Foto: Maximilian Weinzierl
Den stärksten Helligkeitskontrast überhaupt erzeugt Schwarz gegen Weiß, Nicht-Licht gegen volles Licht. In diesem kontrastreichen Foto steht die Erlebnisholzkugel am Steinberger See vor dem viel helleren Sonnenuntergangshimmel. Da auf den Hintergrund belichtet wurde, erscheint das Bauwerk kontrastreich tiefschwarz als exakt abgegrenzte Silhouette.
Kühle und warme Kontraste als Stilmittel

Foto: Maximilian Weinzierl
Diese Strandszene enthält neben einem Farbkontrast und einem Hell-Dunkel-Kontrast vor allem einen emotionalen, also subjektiven Kontrast: die kühle (blaue) abendliche Strandumgebung steht im Gegensatz zum wärmenden (roten) Lagerfeuer. Durch die hellere warme Farbe tritt das Feuer – obwohl es nur sehr wenig Raum in diesem Foto einnimmt – deutlich in den Vordergrund.
Kräftige farbige Kontraste als Stilmittel
Bei dieser Aufnahme ist der Farbkontrast im Fokus.
Fast reines Rot vor Blau, gegensätzlicher geht es kaum, und dazu noch ein grüner Abschluss nach unten. Den Farbkontrast verstärken zusätzlich die dunklen Schatten bzw. schwarzen Anteile im Bild. Im rechten Foto wurden die dunklen Regionen des Bilds digital entfernt, es wirkt gleich weit weniger brillant.

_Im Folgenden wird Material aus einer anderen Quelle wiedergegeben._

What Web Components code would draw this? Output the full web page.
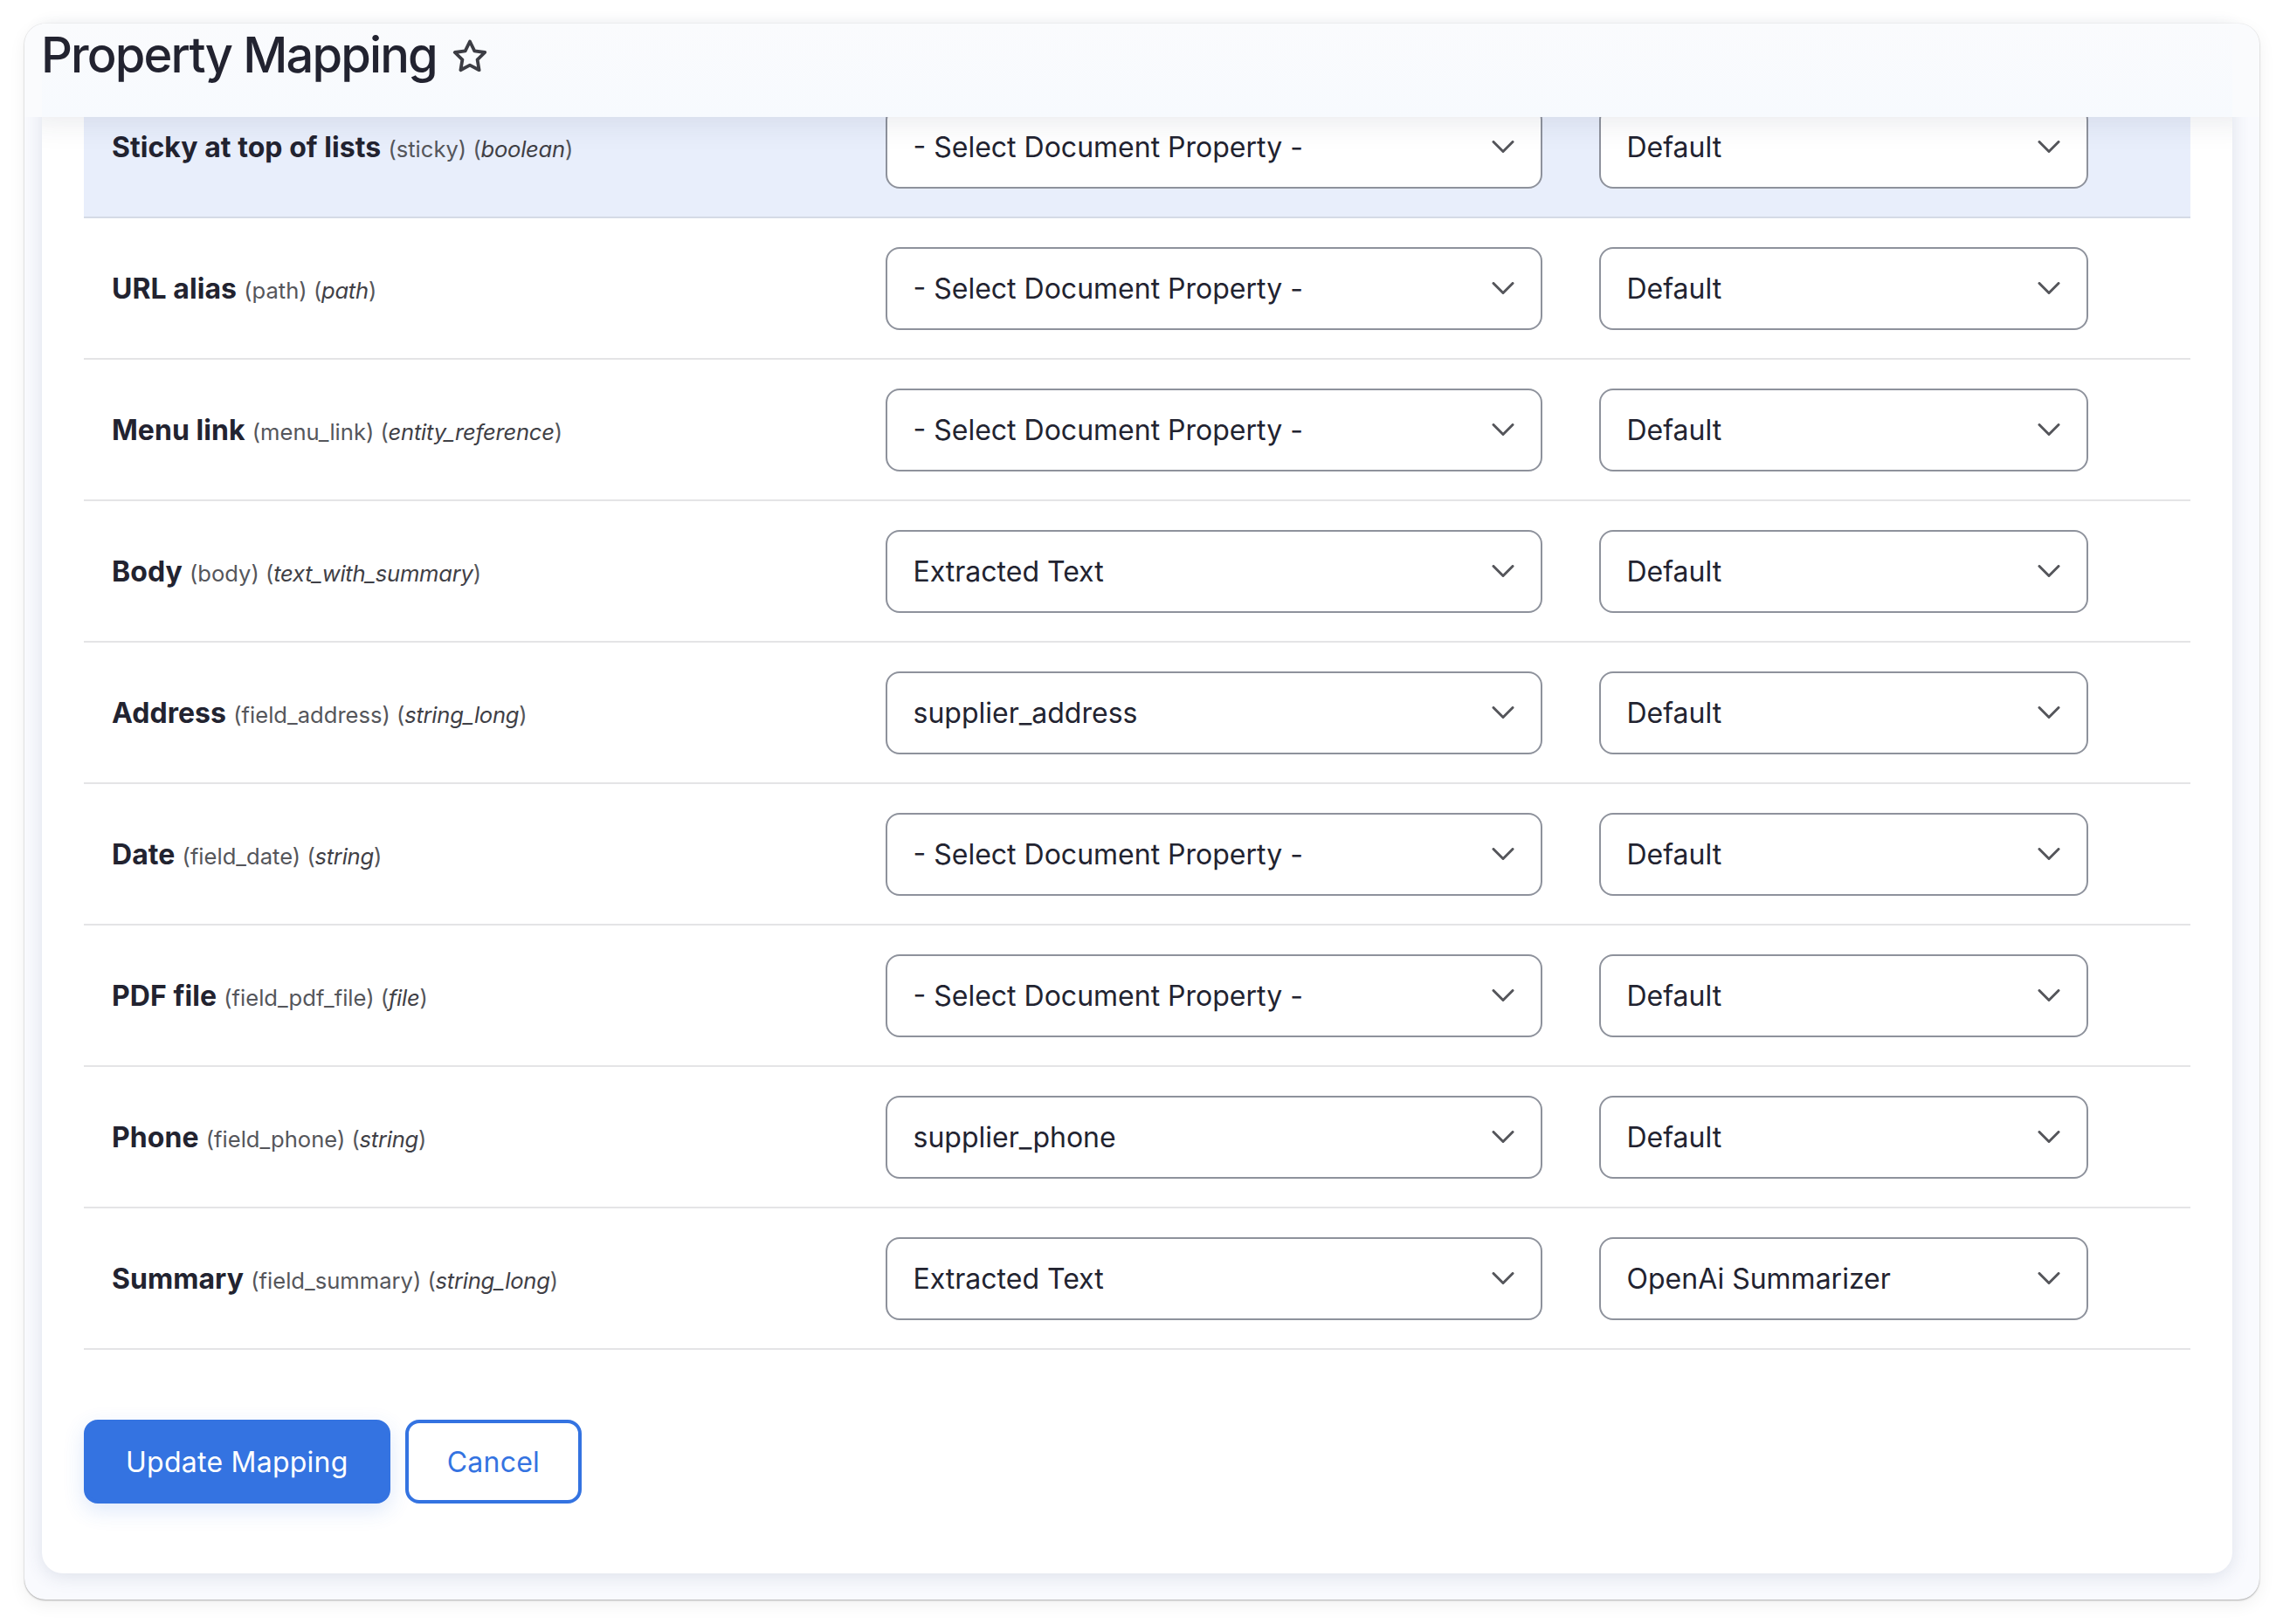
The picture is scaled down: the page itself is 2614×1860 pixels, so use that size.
<!DOCTYPE html>
<html>
<head>
<meta charset="utf-8">
<title>Property Mapping</title>
<style>
  html, body { margin: 0; background: #fff; }
  body { box-sizing: border-box; min-height: 1860px; padding: 27px 27px 28px 28px;
    font-family: Inter, "Liberation Sans", sans-serif; color: #222330; }
</style>
</head>
<body>
<template id="tpl-select">
  <style>
    :host { display: block; }
    .box {
      height: 95px; box-sizing: border-box; background: #fff;
      border: 2px solid #8e929c; border-radius: 16px;
      padding: 0 30px 0 29.5px;
      display: flex; align-items: center; justify-content: space-between;
      font-size: 32px; color: #222330; white-space: nowrap;
    }
    svg { width: 26px; height: 15px; flex: none; }
  </style>
  <div class="box">
    <span><slot></slot></span>
    <svg viewBox="0 0 26 15"><path d="M2 1.5L13 12.5L24 1.5" fill="none" stroke="#55565b" stroke-width="3" stroke-linecap="round" stroke-linejoin="round"/></svg>
  </div>
</template>

<template id="tpl-row">
  <style>
    :host { display: grid; grid-template-columns: 918px 817px 560px; box-sizing: border-box; height: 162px;
      align-items: center; border-bottom: 2px solid #e4e4e6; }
    :host([active]) { background: #e8eefb; border-bottom-color: #d5dae6; }
    .label { padding-left: 32px; white-space: nowrap; color: #55565b; font-size: 25.6px; }
    b { font-weight: 700; font-size: 32px; letter-spacing: .05px; color: #222330; margin-right: 1px; }
    .type { letter-spacing: -.01em; }
    i { color: #3f4046; }
    .first { width: 752px; }
  </style>
  <div class="label"><b></b> <span class="machine"></span> <span class="type">(<i></i>)</span></div>
  <map-select class="first"></map-select>
  <map-select class="second"></map-select>
</template>

<template id="tpl-button">
  <style>
    :host { display: inline-block; }
    .btn {
      height: 96px; box-sizing: border-box; border-radius: 16px; border: 4px solid #3473e1;
      background: #3473e1; color: #fff; font-size: 32px; letter-spacing: .25px;
      display: flex; align-items: center; justify-content: center; padding: 0 44px;
      box-shadow: 0 8px 24px rgba(52,115,225,.16);
    }
    :host([outline]) .btn { background: #fff; color: #3473e1; box-shadow: none; }
  </style>
  <div class="btn"><slot></slot></div>
</template>

<template id="tpl-panel">
  <style>
    :host { display: block; position: relative; box-sizing: border-box; width: 2559px; height: 1805px;
      background: #f9fafe; border-radius: 24px; padding: 0 31px 30px 20px;
      box-shadow: 0 1px 2px rgba(0,0,0,.28), 0 0 1px rgba(0,0,0,.18), 0 6px 20px rgba(0,0,0,.06); }
    .card { height: 100%; box-sizing: border-box; background: #fff; border-radius: 0 0 24px 24px;
      padding: 61px 48px 0 48px; box-shadow: 0 4px 20px rgba(60,75,110,.14); }
    .actions { display: flex; gap: 17px; margin-top: 80px; }
    .edge { position: absolute; top: 0; left: 0; right: 0; height: 107px; background: #fafbfd; border-radius: 24px 24px 0 0; z-index: 2; }
    /* sticky title bar: sits over the first row of the table */
    .head { position: absolute; top: 0; left: 0; right: 0; height: 107px; box-sizing: border-box;
      background: linear-gradient(180deg, #fafbfd, #f7fafe); border-radius: 24px 24px 0 0; z-index: 2;
      box-shadow: 0 0 40px rgba(40,50,80,.13); clip-path: inset(0 31px -60px 20px); }
    .title { position: absolute; top: 0; left: 19px; display: flex; align-items: flex-start; gap: 18px; z-index: 3; }
    h1 { margin: 0; font-size: 56px; line-height: 72px; font-weight: 500; letter-spacing: -.033em; color: #222330; white-space: nowrap; }
    svg { width: 40px; height: 38px; margin-top: 18px; flex: none; }
  </style>
  <div class="edge"></div>
  <div class="head"></div>
  <div class="title">
    <h1><slot name="title"></slot></h1>
    <svg viewBox="0 0 40 38"><path d="M20 2.5L25.3 13.3L37.2 15L28.6 23.4L30.6 35.2L20 29.6L9.4 35.2L11.4 23.4L2.8 15L14.7 13.3Z" fill="none" stroke="#3c3d44" stroke-width="3.8" stroke-linejoin="round"/></svg>
  </div>
  <div class="card">
    <slot></slot>
    <div class="actions"><slot name="actions"></slot></div>
  </div>
</template>

<map-panel>
  <span slot="title">Property Mapping</span>
  <map-row active name="Sticky at top of lists" machine="sticky" type="boolean" source="- Select Document Property -" plugin="Default"></map-row>
  <map-row name="URL alias" machine="path" type="path" source="- Select Document Property -" plugin="Default"></map-row>
  <map-row name="Menu link" machine="menu_link" type="entity_reference" source="- Select Document Property -" plugin="Default"></map-row>
  <map-row name="Body" machine="body" type="text_with_summary" source="Extracted Text" plugin="Default"></map-row>
  <map-row name="Address" machine="field_address" type="string_long" source="supplier_address" plugin="Default"></map-row>
  <map-row name="Date" machine="field_date" type="string" source="- Select Document Property -" plugin="Default"></map-row>
  <map-row name="PDF file" machine="field_pdf_file" type="file" source="- Select Document Property -" plugin="Default"></map-row>
  <map-row name="Phone" machine="field_phone" type="string" source="supplier_phone" plugin="Default"></map-row>
  <map-row name="Summary" machine="field_summary" type="string_long" source="Extracted Text" plugin="OpenAi Summarizer"></map-row>
  <map-button slot="actions">Update Mapping</map-button>
  <map-button slot="actions" outline>Cancel</map-button>
</map-panel>

<script>
  function fromTemplate(el, id) {
    const root = el.attachShadow({ mode: 'open' });
    root.appendChild(document.getElementById(id).content.cloneNode(true));
    return root;
  }

  class MapSelect extends HTMLElement {
    constructor() { super(); fromTemplate(this, 'tpl-select'); }
  }
  class MapButton extends HTMLElement {
    constructor() { super(); fromTemplate(this, 'tpl-button'); }
  }
  class MapPanel extends HTMLElement {
    constructor() { super(); fromTemplate(this, 'tpl-panel'); }
  }
  class MapRow extends HTMLElement {
    constructor() { super(); fromTemplate(this, 'tpl-row'); }
    connectedCallback() {
      const root = this.shadowRoot;
      root.querySelector('b').textContent = this.getAttribute('name');
      root.querySelector('.machine').textContent = '(' + this.getAttribute('machine') + ')';
      root.querySelector('i').textContent = this.getAttribute('type');
      root.querySelector('.first').textContent = this.getAttribute('source');
      root.querySelector('.second').textContent = this.getAttribute('plugin');
    }
  }

  customElements.define('map-select', MapSelect);
  customElements.define('map-button', MapButton);
  customElements.define('map-row', MapRow);
  customElements.define('map-panel', MapPanel);
</script>
</body>
</html>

Ein Trick bei der RAW-Entwicklung im RAW-Konverter: Um vorhandene Farbkontraste nochmals zu verstärken, kann mit dem Schwarz-Regler experimentiert werden, um die Schatten im Bild zu beeinflussen, – natürlich nicht so stark, bis alle dunklen Flächen zeichnungslos zulaufen.
Größenkontrast

Foto: Maximilian Weinzierl
Ein Schwarzweißbild kennt nur Helligkeits- und Inhaltskontraste. Das Bild (monochrom fotografiert mit der Leica M) ist ein Hingucker, weil der unnatürliche Größenunterschied eine Dissonanz beim Betrachten erzeugt. Eine vermeintliche Riesentaube schwebt über den kleineren Spaziergängern am Ostseestrand. Die auffliegende Taube wurde dazu relativ nah vor der Linse mit dem 21mm Weitwinkelobjektiv fotografiert.
Fazit:
Wenn Fotografinnen und Fotografen über Kontraste sprechen, meinen sie zuerst den Unterschied zwischen Hell und Dunkel, zwischen Licht und Schatten, zwischen Maximum und Minimum, also den Dynamikumfang bzw. seine Begrenzung. Das ist die technische Seite des Themas. Kontraste sind aber nicht nur das zentrale Prinzip in der Fotografie, sondern in unserer Wahrnehmung der Umwelt überhaupt. Gäbe es keine unterscheidbaren Zustände, könnten wir nichts wahrnehmen. In der erfassbaren Wirklichkeit und damit auch im fotografischen Abbild tritt selten nur eine einzige Kontrastart auf. Neben dem Helligkeitskontrast und dem Farbkontrast gibt es auch Form- und Inhaltskontraste aller Art, – und bewusst gesetzte oder gesuchte Kontraste spielen in der Bildgestaltung eine enorm wichtige Rolle: Deutliche Kontraste sind Aufmerksamkeits-Wecker im Bild.